East Coast rocks yeah!

“And that’s something we always strive for, especially during orientation week – to make sure that students are energized in a positive way,” adds Mr. Astle, who adds that he knows several orientation week leaders who are taking the enthusiasm of the video to heart. “This is a really good head start for us.”

So the next question, then: is the DSU going to be a one-hit wonder, or is there a follow-up video in the works? The committee is planning some smaller video projects for orientation week, but they’re waiting until the fall to consider a second lip dub.

“We have a lot of good ideas that didn’t get used that I’d like to see put to use,” says Ms. Fung.

“We did this during the summer when there are a very limited number of students around and able to give us a full day for this sort of thing,” says Ms. Bouchard. “It would be fun to try and do one during the school year when we’d have 16,000 students to draw from.”

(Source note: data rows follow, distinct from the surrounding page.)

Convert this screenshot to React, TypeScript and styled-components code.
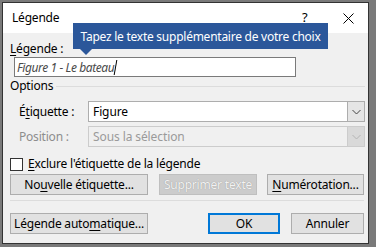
import React from "react";
import styled, { createGlobalStyle } from "styled-components";

const Global = createGlobalStyle`
  html, body { margin: 0; padding: 0; }
  body {
    background: #7a7a7a;
    width: 376px;
    height: 247px;
    overflow: hidden;
    font-family: "Noto Sans", "Open Sans", sans-serif;
    font-size: 12px;
    color: #000;
  }
`;

const Frame = styled.div`
  padding: 2px 7px 3px 2px;
`;

const Window = styled.div`
  box-sizing: border-box;
  width: 367px;
  height: 242px;
  border: 1px solid #333;
  background: #f0f0f0;
  display: flex;
  flex-direction: column;
  position: relative;
`;

const TitleBar = styled.div`
  height: 30px;
  background: #fff;
  display: flex;
  align-items: center;
  padding-left: 9px;
  padding-right: 14px;
  flex-shrink: 0;
`;

const Title = styled.div`
  flex: 1;
  font-size: 12px;
  letter-spacing: -0.2px;
  margin-top: -1px;
`;

const Help = styled.div`
  font-size: 13px;
  width: 10px;
  margin-right: 31px;
  margin-top: -2px;
`;

const Tooltip = styled.div`
  position: absolute;
  left: 70px;
  top: 20px;
  width: 255px;
  height: 26px;
  background: #2b579a;
  color: #fff;
  font-size: 12px;
  display: flex;
  align-items: center;
  justify-content: center;
  letter-spacing: -0.25px;
  &::after {
    content: "";
    position: absolute;
    left: 7px;
    bottom: -6px;
    border-left: 6px solid transparent;
    border-right: 6px solid transparent;
    border-top: 6px solid #2b579a;
  }
`;

const Body = styled.div`
  display: flex;
  flex-direction: column;
  padding: 0 3px 0 7px;
`;

const Label = styled.div<{ $disabled?: boolean }>`
  line-height: 16px;
  color: ${(p) => (p.$disabled ? "#8d8d8d" : "#000")};
  letter-spacing: -0.2px;
  white-space: nowrap;
`;

const CaptionLabel = styled(Label)`
  margin-top: 8px;
`;

const TextInput = styled.div`
  box-sizing: border-box;
  margin-left: 4px;
  width: 282px;
  height: 20px;
  background: #fff;
  border: 1px solid #7a7a7a;
  display: flex;
  align-items: center;
  padding-left: 2px;
  font-style: italic;
  color: #4a4a4a;
  letter-spacing: -0.4px;
`;

const Caret = styled.span`
  display: inline-block;
  width: 1px;
  height: 15px;
  background: #000;
  margin-left: 1px;
  transform: skewX(-10deg);
`;

const GroupHeader = styled.div`
  display: flex;
  align-items: center;
  margin-top: 1px;
  gap: 3px;
  &::after {
    content: "";
    flex: 1;
    height: 1px;
    background: #dcdcdc;
    margin-top: 1px;
  }
`;

const FieldRow = styled.div<{ $top: number }>`
  display: flex;
  align-items: center;
  margin-top: ${(p) => p.$top}px;
`;

const FieldLabel = styled(Label)`
  width: 71px;
  padding-left: 9px;
`;

const Select = styled.div<{ $disabled?: boolean }>`
  box-sizing: border-box;
  width: 285px;
  height: 21px;
  display: flex;
  border: 1px solid ${(p) => (p.$disabled ? "#cccccc" : "#adadad")};
  background: ${(p) => (p.$disabled ? "#f0f0f0" : "#fff")};
  color: ${(p) => (p.$disabled ? "#9a9a9a" : "#000")};
`;

const SelectValue = styled.div`
  flex: 1;
  display: flex;
  align-items: center;
  padding-left: 4px;
  letter-spacing: -0.1px;
`;

const SelectButton = styled.div<{ $disabled?: boolean }>`
  width: 16px;
  display: flex;
  align-items: center;
  justify-content: center;
  background: ${(p) => (p.$disabled ? "#d9d9d9" : "#e5e5e5")};
  border-left: 1px solid ${(p) => (p.$disabled ? "#cccccc" : "#adadad")};
  color: ${(p) => (p.$disabled ? "#b4b4b4" : "#444")};
`;

const CheckRow = styled.div`
  display: flex;
  align-items: center;
  gap: 5px;
  margin-top: 9px;
`;

const CheckBox = styled.div`
  box-sizing: border-box;
  width: 13px;
  height: 13px;
  background: #fff;
  border: 1px solid #333;
`;

const ButtonRow = styled.div<{ $top: number }>`
  display: flex;
  align-items: center;
  margin-top: ${(p) => p.$top}px;
`;

const Button = styled.div<{ $w: number; $gap?: number; $disabled?: boolean; $default?: boolean }>`
  box-sizing: border-box;
  width: ${(p) => p.$w}px;
  height: 21px;
  margin-left: ${(p) => p.$gap ?? 0}px;
  display: flex;
  align-items: center;
  justify-content: center;
  background: ${(p) => (p.$disabled ? "#cccccc" : "#e1e1e1")};
  border: ${(p) =>
    p.$default ? "2px solid #0078d7" : p.$disabled ? "1px solid #bfbfbf" : "1px solid #adadad"};
  color: ${(p) => (p.$disabled ? "#f2f2f2" : "#000")};
  text-shadow: ${(p) => (p.$disabled ? "0 0 1px #8a8a8a" : "none")};
  letter-spacing: -0.2px;
  white-space: nowrap;
`;

const Divider = styled.div`
  height: 1px;
  background: #dcdcdc;
  margin: 5px 1px 0 0;
`;

const U = styled.span`
  text-decoration: underline;
  text-underline-offset: 2px;
`;

const Chevron = () => (
  <svg width="9" height="6" viewBox="0 0 9 6">
    <path d="M0.5 1 L4.5 5 L8.5 1" fill="none" stroke="currentColor" strokeWidth="1" />
  </svg>
);

const CloseIcon = () => (
  <svg width="11" height="11" viewBox="0 0 11 11">
    <path d="M0.5 0.5 L10.5 10.5 M10.5 0.5 L0.5 10.5" stroke="#000" strokeWidth="1" />
  </svg>
);

export default function App() {
  return (
    <>
      <Global />
      <Frame>
        <Window>
          <TitleBar>
            <Title>Légende</Title>
            <Help>?</Help>
            <CloseIcon />
          </TitleBar>
          <Tooltip>Tapez le texte supplémentaire de votre choix</Tooltip>
          <Body>
            <CaptionLabel>
              <U>L</U>égende :
            </CaptionLabel>
            <TextInput>
              Figure 1 - Le bateau
              <Caret />
            </TextInput>
            <GroupHeader>
              <Label>Options</Label>
            </GroupHeader>
            <FieldRow $top={7}>
              <FieldLabel>
                É<U>t</U>iquette :
              </FieldLabel>
              <Select>
                <SelectValue>Figure</SelectValue>
                <SelectButton>
                  <Chevron />
                </SelectButton>
              </Select>
            </FieldRow>
            <FieldRow $top={4}>
              <FieldLabel $disabled>Position :</FieldLabel>
              <Select $disabled>
                <SelectValue>Sous la sélection</SelectValue>
                <SelectButton $disabled>
                  <Chevron />
                </SelectButton>
              </Select>
            </FieldRow>
            <CheckRow>
              <CheckBox />
              <Label>
                <U>E</U>xclure l'étiquette de la légende
              </Label>
            </CheckRow>
            <ButtonRow $top={2}>
              <Button $w={138}>
                No<U>u</U>velle étiquette...
              </Button>
              <Button $w={98} $gap={11} $disabled>
                Supprimer texte
              </Button>
              <Button $w={97} $gap={10}>
                <U>N</U>umérotation...
              </Button>
            </ButtonRow>
            <Divider />
            <ButtonRow $top={12}>
              <Button $w={138}>
                Légende auto<U>m</U>atique...
              </Button>
              <Button $w={72} $gap={60} $default>
                OK
              </Button>
              <Button $w={73} $gap={11}>
                Annuler
              </Button>
            </ButtonRow>
          </Body>
        </Window>
      </Frame>
    </>
  );
}
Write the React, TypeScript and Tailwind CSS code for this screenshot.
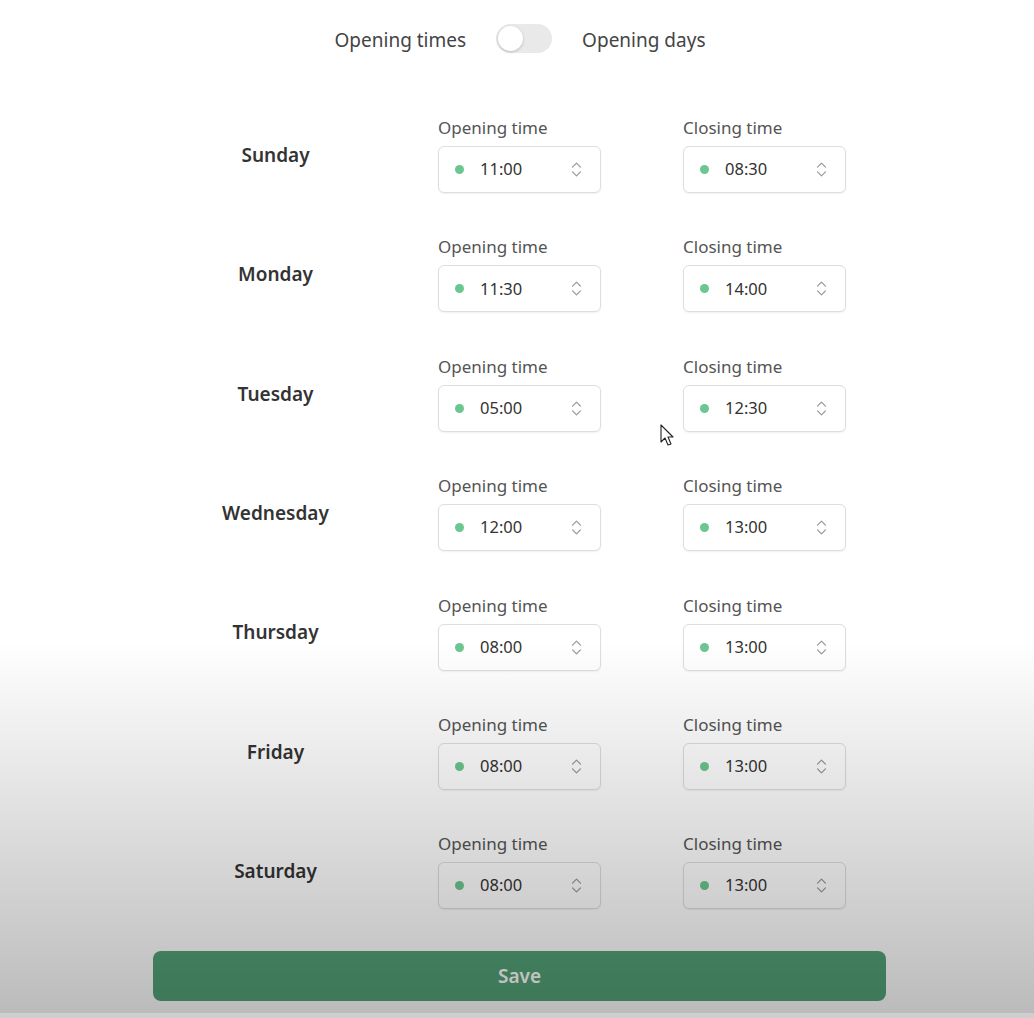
import { ChevronsUpDown } from "lucide-react"

const days = [
  { day: "Sunday", open: "11:00", close: "08:30" },
  { day: "Monday", open: "11:30", close: "14:00" },
  { day: "Tuesday", open: "05:00", close: "12:30" },
  { day: "Wednesday", open: "12:00", close: "13:00" },
  { day: "Thursday", open: "08:00", close: "13:00" },
  { day: "Friday", open: "08:00", close: "13:00" },
  { day: "Saturday", open: "08:00", close: "13:00" },
]

function TimeField({ label, value }: { label: string; value: string }) {
  return (
    <div className="flex flex-col">
      <span className="text-[17px] leading-[22px] text-[#555] mb-[7px]">{label}</span>
      <div className="h-[47px] w-[163px] rounded-md border border-[#dedede] bg-white shadow-[0_1px_2px_rgba(0,0,0,0.06)] flex items-center pl-[16px] pr-[14px]">
        <span className="w-[9px] h-[9px] rounded-full bg-[#6cc690]" />
        <span className="ml-[16px] text-[16.5px] text-[#333]">{value}</span>
        <ChevronsUpDown className="ml-auto w-[19px] h-[19px] text-[#9a9a9a]" strokeWidth={1.6} />
      </div>
    </div>
  )
}

export default function App() {
  return (
    <div
      className="relative h-[1018px] w-full overflow-hidden bg-white"
      style={{ fontFamily: '"Noto Sans", "Open Sans", sans-serif' }}
    >
      {/* toggle */}
      <div className="flex items-center justify-center pt-[24px] pl-[6px]">
        <span className="translate-y-[2px] text-[19px] text-[#444]">Opening times</span>
        <div className="mx-[30px] w-[56px] h-[29px] rounded-full bg-[#e9e9e9] flex items-center px-[2px]">
          <div className="w-[25px] h-[25px] rounded-full bg-white shadow-[0_1px_3px_rgba(0,0,0,0.2)]" />
        </div>
        <span className="translate-y-[2px] text-[19px] text-[#444]">Opening days</span>
      </div>

      {/* days */}
      <div className="pl-[153px] pt-[64px]">
        <div className="pl-[42px] flex flex-col gap-y-[43.4px]">
          {days.map((d) => (
            <div key={d.day} className="grid grid-cols-[161px_163px_163px] gap-x-[82px] items-center">
              <div className="text-center text-[19px] font-semibold text-[#333]">{d.day}</div>
              <TimeField label="Opening time" value={d.open} />
              <TimeField label="Closing time" value={d.close} />
            </div>
          ))}
        </div>
        <button className="mt-[42px] w-[733px] h-[50px] rounded-lg bg-[#53a277] text-white text-[19px] font-semibold">
          Save
        </button>
      </div>

      {/* fade overlay */}
      <div className="pointer-events-none absolute inset-0 bg-gradient-to-b from-transparent from-[63%] to-black/[0.27]" />
      <div className="pointer-events-none absolute bottom-0 left-0 right-0 h-[5px] bg-[#cfcfcf]" />

      {/* cursor */}
      <svg className="absolute left-[660px] top-[424px]" width="16" height="24" viewBox="0 0 16 24">
        <path d="M1 1 L1 18 L5 14 L8 21 L11 20 L8 13 L13 13 Z" fill="white" stroke="#222" strokeWidth="1.1" strokeLinejoin="round" />
      </svg>
    </div>
  )
}
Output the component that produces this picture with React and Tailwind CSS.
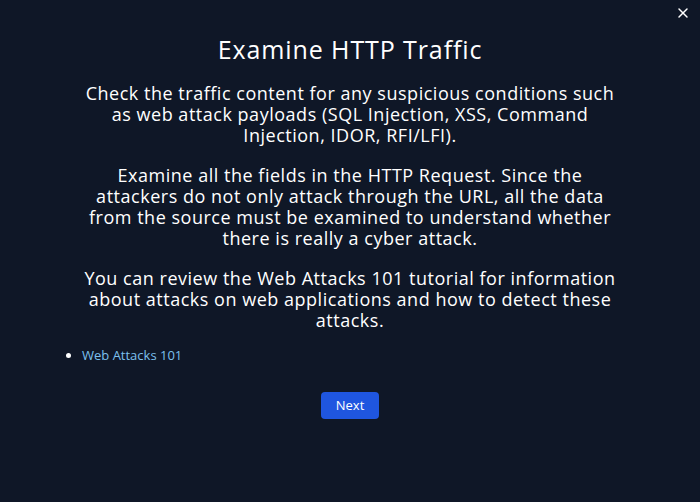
import { X } from "lucide-react";

const paragraphs = [
    "Check the traffic content for any suspicious conditions such as web attack payloads (SQL Injection, XSS, Command Injection, IDOR, RFI/LFI).",
    "Examine all the fields in the HTTP Request. Since the attackers do not only attack through the URL, all the data from the source must be examined to understand whether there is really a cyber attack.",
    "You can review the Web Attacks 101 tutorial for information about attacks on web applications and how to detect these attacks.",
];

export default function App() {
    return (
        <div className="relative w-[700px] h-[502px] bg-[#0f1727] text-white font-['Open_Sans',sans-serif] overflow-hidden">
            <button className="absolute top-[1px] right-[5px] p-1 text-white" aria-label="Close">
                <X className="w-[16px] h-[16px]" strokeWidth={2.2} />
            </button>

            <div className="flex flex-col items-center pt-[34px]">
                <h2 className="text-[25px] leading-[30px] font-medium tracking-[0.9px]">Examine HTTP Traffic</h2>

                <div className="mt-[19px] w-[536px] flex flex-col gap-[19px] text-center text-[18px] leading-[21px] tracking-[0.52px]">
                    {paragraphs.map((p) => (
                        <p key={p.slice(0, 12)}>{p}</p>
                    ))}
                </div>
            </div>

            <ul className="mt-[15px] ml-[82px] list-disc text-[13px] leading-[18px] marker:text-white">
                <li>
                    <a href="#" className="text-[#7cc0ee]">Web Attacks 101</a>
                </li>
            </ul>

            <div className="flex justify-center mt-[28px]">
                <button className="w-[58px] h-[27px] rounded-[4px] bg-[#1f56e0] text-[13px] text-white">Next</button>
            </div>
        </div>
    );
}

“Really, I’d just like to give everyone else the opportunity to take part in something like this,” adds Ms. Fung.”It really was as much fun as it looks.”

Did you see it?

Pirate! Mermaid! Dalifornia girls!

Even if you’ve watched Dal-ifornia Gurls several times over, you might not have caught everything. Here’s a few cool details shared by the production team:

  •  You probably noticed the orange-faced “oompa loompa” that does the weird dance in front of the “Dal-ifornia” signs. But did you catch his first appearance, popping out of a garbage can at the :36 mark?
  • Curious who plays the pirate that keeps showing up in the video? That’s no student – that’s none other than DSU President Chris Saulnier’s father!
  • If you listen closely at the end of the video, you can hear organizer Sarah Bouchard (off script) yell out: “And the sun came out!”